FIFTH DIVISION
MCFADDEN, P. J.,
RICKMAN and MARKLE, JJ.
NOTICE: Motions for reconsideration must be
physically received in our clerk’s office within ten
days of the date of decision to be deemed timely filed.
http://www.gaappeals.us/rules
March 7, 2019
In the Court of Appeals of Georgia
A18A1760. VILLA SONOMA AT PERIMETER SUMMIT
CONDOMINIUM ASSOCIATION, INC. v. COMMERCIAL
INDUSTRIAL BUILDING OWNERS ALLIANCE, INC. et al.
MCFADDEN, Presiding Judge.
This is an appeal from the trial court’s orders dismissing, for failure to state a
claim, a complaint brought by Villa Sonoma at Perimeter Summit Condominium
Association, Inc. a/k/a Villa Sonoma Condominium Association, Inc. (“Villa
Sonoma”) against various defendants associated with commercial property insurance
that Villa Sonoma obtained to cover a condominium complex it operated. Villa
Sonoma made a claim for insurance benefits after the complex sustained significant
fire and water damage. It argues that it was harmed by a delay in the eventual payment
of its claim and that the delay occurred or was exacerbated by the structure of the
insurance program at issue, which Villa Sonoma argues had been misrepresented to
it when it obtained the insurance. In eight separate counts, Villa Sonoma asserted
direct and derivative claims falling into two general categories: claims relating to an
alleged violation of OCGA § 33-4-6 for bad faith handling of the insurance claim, and
claims relating to alleged fraud or negligent misrepresentation regarding the insurance
program. (Although Villa Sonoma’s complaint could also be read to assert additional
claims relating to the alleged illegality of the insurance program, Villa Sonoma
expressly states in its appellate brief that it is not asserting such additional claims. )

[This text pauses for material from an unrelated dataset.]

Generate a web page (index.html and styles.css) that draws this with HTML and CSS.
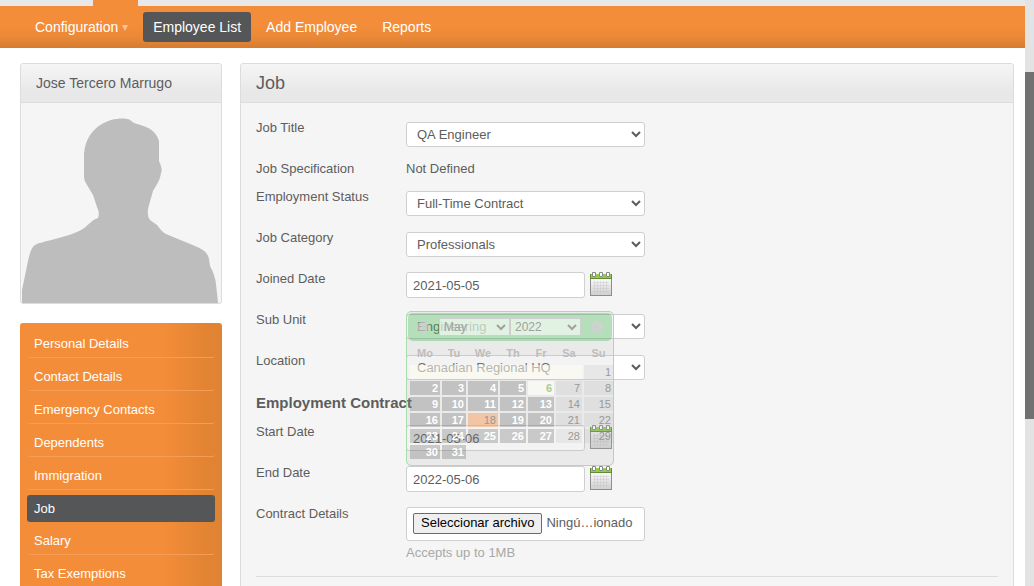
FILE: index.html
```html
<!DOCTYPE html>
<html lang="en">
<head>
<meta charset="utf-8">
<title>Job</title>
<link rel="stylesheet" href="styles.css">
</head>
<body>
<svg class="defs" width="0" height="0" aria-hidden="true">
  <linearGradient id="page-shade" x1="0" y1="0" x2="0" y2="1">
    <stop offset="0" stop-color="#fafafa"/><stop offset="1" stop-color="#cfcfcf"/>
  </linearGradient>
  <symbol id="calendar" viewBox="0 0 22 24">
    <rect x=".5" y="6.500" width="21" height="17" fill="url(#page-shade)" stroke="#8d8d8d"/>
    <path d="M3 10.500h16M3 13.500h16M3 16.500h16M3 19.500h16M4.500 9v12M7.500 9v12M10.500 9v12M13.500 9v12M16.500 9v12" stroke="#bbb" stroke-opacity=".3" fill="none"/>
    <rect x="0" y="2" width="22" height="5" fill="#5f8f2a"/>
    <rect x="1" y="2" width="20" height="4" fill="#92cc4d"/>
    <path d="M2.500.5h3v4h-3zM9.500.5h3v4h-3zM16.500.5h3v4h-3z" fill="#fff" stroke="#888"/>
  </symbol>
</svg>
<div class="window">
  <div class="page">
    <div class="tabs"><span class="tab-active"></span></div>
    <nav class="nav">
      <a href="#" class="nav-link">Configuration <span class="caret"></span></a>
      <a href="#" class="nav-link active">Employee List</a>
      <a href="#" class="nav-link">Add Employee</a>
      <a href="#" class="nav-link">Reports</a>
    </nav>
    <div class="content">
      <aside class="sidebar">
        <section class="panel">
          <h2 class="panel-head name">Jose Tercero Marrugo</h2>
          <svg class="photo" viewBox="0 0 200 200" role="img" aria-label="Profile photo">
            <path fill="#bdbdbd" d="M1 200V187L7 158Q10 144 14 142C18 139 48 134 60 127C66 124 70 117 77 115Q79 110 76 104L72 92L66 82Q63 78 63 74V55C63 33 75 22 90 17C98 15 106 15 109 17L113 20C121 23 134 24 138 38V58Q142 66 140 70C139 78 134 84 132 88L128 102Q125 112 129 117L136 122Q141 129 145 131L174 143Q187 148 188 156L189 163Q194 172 195 181L197 200Z"/>
          </svg>
        </section>
        <nav class="menu">
          <a href="#" class="menu-item">Personal Details</a>
          <a href="#" class="menu-item">Contact Details</a>
          <a href="#" class="menu-item">Emergency Contacts</a>
          <a href="#" class="menu-item">Dependents</a>
          <a href="#" class="menu-item">Immigration</a>
          <a href="#" class="menu-item current">Job</a>
          <a href="#" class="menu-item">Salary</a>
          <a href="#" class="menu-item">Tax Exemptions</a>
        </nav>
      </aside>
      <main class="panel main">
        <h1 class="panel-head title">Job</h1>
        <form class="form">
          <div class="row"><label for="job-title">Job Title</label>
            <div class="field"><select id="job-title" class="box"><option>QA Engineer</option></select></div></div>
          <div class="row text-row"><span>Job Specification</span><span>Not Defined</span></div>
          <div class="row"><label for="status">Employment Status</label>
            <div class="field"><select id="status" class="box"><option>Full-Time Contract</option></select></div></div>
          <div class="row"><label for="category">Job Category</label>
            <div class="field"><select id="category" class="box"><option>Professionals</option></select></div></div>
          <div class="row"><label for="joined">Joined Date</label>
            <div class="field date-field">
              <input id="joined" class="box date" type="text" value="2021-05-05">
              <button type="button" class="pick" aria-label="Choose joined date"><svg><use href="#calendar"/></svg></button>
              <div class="picker">
                <div class="picker-head">
                  <button type="button" class="step" aria-label="Previous month"><svg viewBox="0 0 12 12"><circle cx="6" cy="6" r="6"/><path d="M7.500 3v6L4 6z"/></svg></button>
                  <div class="picker-selects">
                    <select aria-label="Month"><option>May</option></select>
                    <select aria-label="Year"><option>2022</option></select>
                  </div>
                  <button type="button" class="step" aria-label="Next month"><svg viewBox="0 0 12 12"><circle cx="6" cy="6" r="6"/><path d="M4.500 3v6L8 6z"/></svg></button>
                </div>
                <table class="days">
                  <colgroup><col class="c-xl"><col class="c-s"><col class="c-xl"><col class="c-m"><col class="c-m"><col class="c-m"><col class="c-l"></colgroup>
                  <thead><tr><th>Mo</th><th>Tu</th><th>We</th><th>Th</th><th>Fr</th><th>Sa</th><th>Su</th></tr></thead>
                  <tbody>
                    <tr><td class="none" colspan="6"></td><td class="off">1</td></tr>
                    <tr><td>2</td><td>3</td><td>4</td><td>5</td><td class="chosen">6</td><td class="off">7</td><td class="off">8</td></tr>
                    <tr><td>9</td><td>10</td><td>11</td><td>12</td><td>13</td><td class="off">14</td><td class="off">15</td></tr>
                    <tr><td>16</td><td>17</td><td class="today">18</td><td>19</td><td>20</td><td class="off">21</td><td class="off">22</td></tr>
                    <tr><td>23</td><td>24</td><td>25</td><td>26</td><td>27</td><td class="off">28</td><td class="off">29</td></tr>
                    <tr><td>30</td><td>31</td></tr>
                  </tbody>
                </table>
              </div>
            </div></div>
          <div class="row"><label for="unit">Sub Unit</label>
            <div class="field"><select id="unit" class="box"><option>Engineering</option></select></div></div>
          <div class="row"><label for="location">Location</label>
            <div class="field"><select id="location" class="box"><option>Canadian Regional HQ</option></select></div></div>
          <h2 class="section-title">Employment Contract</h2>
          <div class="row"><label for="start">Start Date</label>
            <div class="field date-field"><input id="start" class="box date" type="text" value="2021-05-06">
              <button type="button" class="pick" aria-label="Choose start date"><svg><use href="#calendar"/></svg></button></div></div>
          <div class="row"><label for="end">End Date</label>
            <div class="field date-field"><input id="end" class="box date" type="text" value="2022-05-06">
              <button type="button" class="pick" aria-label="Choose end date"><svg><use href="#calendar"/></svg></button></div></div>
          <div class="row"><label for="contract">Contract Details</label>
            <div class="upload">
              <div class="box file">
                <input id="contract" class="file-input" type="file">
                <label for="contract" class="file-button">Seleccionar archivo</label>
                <span>Ningú…ionado</span>
              </div>
              <span class="hint">Accepts up to 1MB</span>
            </div></div>
          <hr class="rule">
        </form>
      </main>
    </div>
  </div>
  <div class="scrollbar"><div class="thumb"></div></div>
</div>
</body>
</html>
```
FILE: styles.css
```css
* { box-sizing: border-box; }

body {
  margin: 0;
  color: #5d5d5d;
  background: #fff;
  font: 13px/18px "Liberation Sans", Arial, sans-serif;
}

a { color: inherit; text-decoration: none; }
input, select, button { font: inherit; color: inherit; margin: 0; }
button { border: 0; padding: 0; background: none; }
.defs { position: absolute; }

.window { display: flex; height: 100vh; overflow: hidden; }
.page { flex: 1; min-width: 0; overflow: hidden; }

.scrollbar { width: 9px; padding-top: 72px; background: #e3e3e3; }
.thumb { height: 347px; background: #717171; }

.tabs { height: 6px; padding-left: 93px; background: #e8e8e8; }
.tab-active { display: block; width: 45px; height: 6px; background: #f48d39; }

.nav {
  display: flex;
  align-items: center;
  gap: 5px;
  height: 42px;
  padding-left: 25px;
  color: #fff;
  background: linear-gradient(#f48d39 45%, #e98936 75%, #d67c31);
  font-size: 14px;
}
.nav-link { padding: 6px 10px; border-radius: 3px; }
.nav-link.active { background: #555657; }
.caret {
  display: inline-block;
  margin-bottom: 1px;
  border: 3px solid transparent;
  border-top: 6px solid #f9c295;
  border-bottom: 0;
}

.content { display: flex; align-items: flex-start; gap: 18px; padding: 15px 11px 0 20px; }
.sidebar { width: 202px; flex: none; }

.panel { border: 1px solid #dcdcdc; border-radius: 3px; background: #f5f5f5; overflow: hidden; }
.main { flex: 1; min-width: 0; }
.panel-head {
  margin: 0;
  padding: 0 15px;
  border-bottom: 1px solid #dcdcdc;
  background: linear-gradient(#f5f5f5, #e8e8e8 75%);
  font-weight: 400;
  line-height: 38px;
}
.name { font-size: 14px; }
.title { font-size: 18px; }
.photo { display: block; width: 100%; }

.menu {
  display: flex;
  flex-direction: column;
  gap: 5px;
  margin-top: 19px;
  padding: 7px;
  border-radius: 3px;
  color: #fff;
  background: linear-gradient(90deg, #f48d39 70%, #e08333 95%);
}
.menu-item { padding: 5px 7px 4px; border-bottom: 1px solid #f59c56; border-radius: 3px; }
.menu-item.current { border-bottom: 0; background: #555657; }

.form { display: flex; flex-direction: column; gap: 10px; padding: 16px 15px; }
.row { display: grid; grid-template-columns: 150px 1fr; min-height: 31px; }
.text-row { min-height: 18px; }
.field { position: relative; display: flex; align-items: center; gap: 5px; height: 31px; }
.date-field { align-items: flex-start; padding-top: 2px; }
.box { border: 1px solid #cfcfcf; border-radius: 3px; background: #fff; }
select.box { width: 239px; height: 25px; padding: 0 4px 0 6px; }
.date { width: 179px; height: 26px; padding: 0 6px; }
.pick { width: 22px; height: 24px; }
.pick svg { display: block; width: 22px; height: 24px; }

.section-title { margin: 0; font-size: 15px; line-height: 20px; }

.upload { display: flex; flex-direction: column; align-items: flex-start; gap: 3px; padding-top: 2px; }
.file { display: flex; align-items: center; gap: 4px; width: 239px; height: 34px; padding: 0 6px 2px; }
.file-input { position: absolute; width: 1px; height: 1px; opacity: 0; }
.file-button {
  padding: 0 7px 1px;
  border: 1px solid #6b6b6b;
  border-radius: 2px;
  color: #000;
  background: #efefef;
}
.hint { color: #a8a8a8; }
.rule { width: 100%; height: 1px; margin: 4px 0 0; border: 0; background: #dcdcdc; }

.picker {
  position: absolute;
  z-index: 2;
  top: 41px;
  left: 0;
  width: 208px;
  height: 155px;
  padding: 1px;
  border: 1px solid #a9dbad;
  border-radius: 5px;
  background: rgba(190, 190, 190, .18);
}
.picker-head {
  display: flex;
  align-items: center;
  justify-content: space-between;
  height: 28px;
  padding: 0 9px;
  border-radius: 5px;
  background: rgba(20, 170, 40, .28);
}
.picker-selects { display: flex; }
.picker-selects select {
  width: 71px;
  height: 18px;
  padding: 0;
  border: 1px solid #cfcfcf;
  border-radius: 0;
  color: #a0a0a0;
  background: rgba(255, 255, 255, .6);
  font-size: 12px;
  line-height: 16px;
}
.step svg { display: block; width: 12px; height: 12px; fill: rgba(225, 200, 225, .6); }
.step path { fill: #b1e0b5; }

.days { width: 204px; table-layout: fixed; border-spacing: 2px; font-size: 11px; font-weight: 700; line-height: 14px; }
.c-xl { width: 30px; }
.c-l { width: 29px; }
.c-m { width: 26px; }
.c-s { width: 24px; }
.days th { height: 20px; padding: 0; color: #bdbdbd; }
.days td { height: 14px; padding: 0 2px; text-align: right; color: #fff; background: rgba(80, 80, 80, .26); }
.days .none { background: rgba(255, 253, 240, .5); }
.days .off { color: #999; background: rgba(150, 150, 150, .12); font-weight: 400; }
.days .chosen { color: #a8cf8c; background: rgba(255, 255, 250, .6); }
.days .today { color: #999; background: rgba(250, 160, 95, .5); font-weight: 400; }
```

As detailed below, we find no error in the trial court’s dismissal of the counts
related to statutory bad faith, because Villa Sonoma cannot introduce evidence within
the framework of its complaint to show that it made a proper demand for payment of
its insurance claim as required by OCGA § 33-4-6. So we affirm the trial court’s
judgment as to the bad-faith-based counts.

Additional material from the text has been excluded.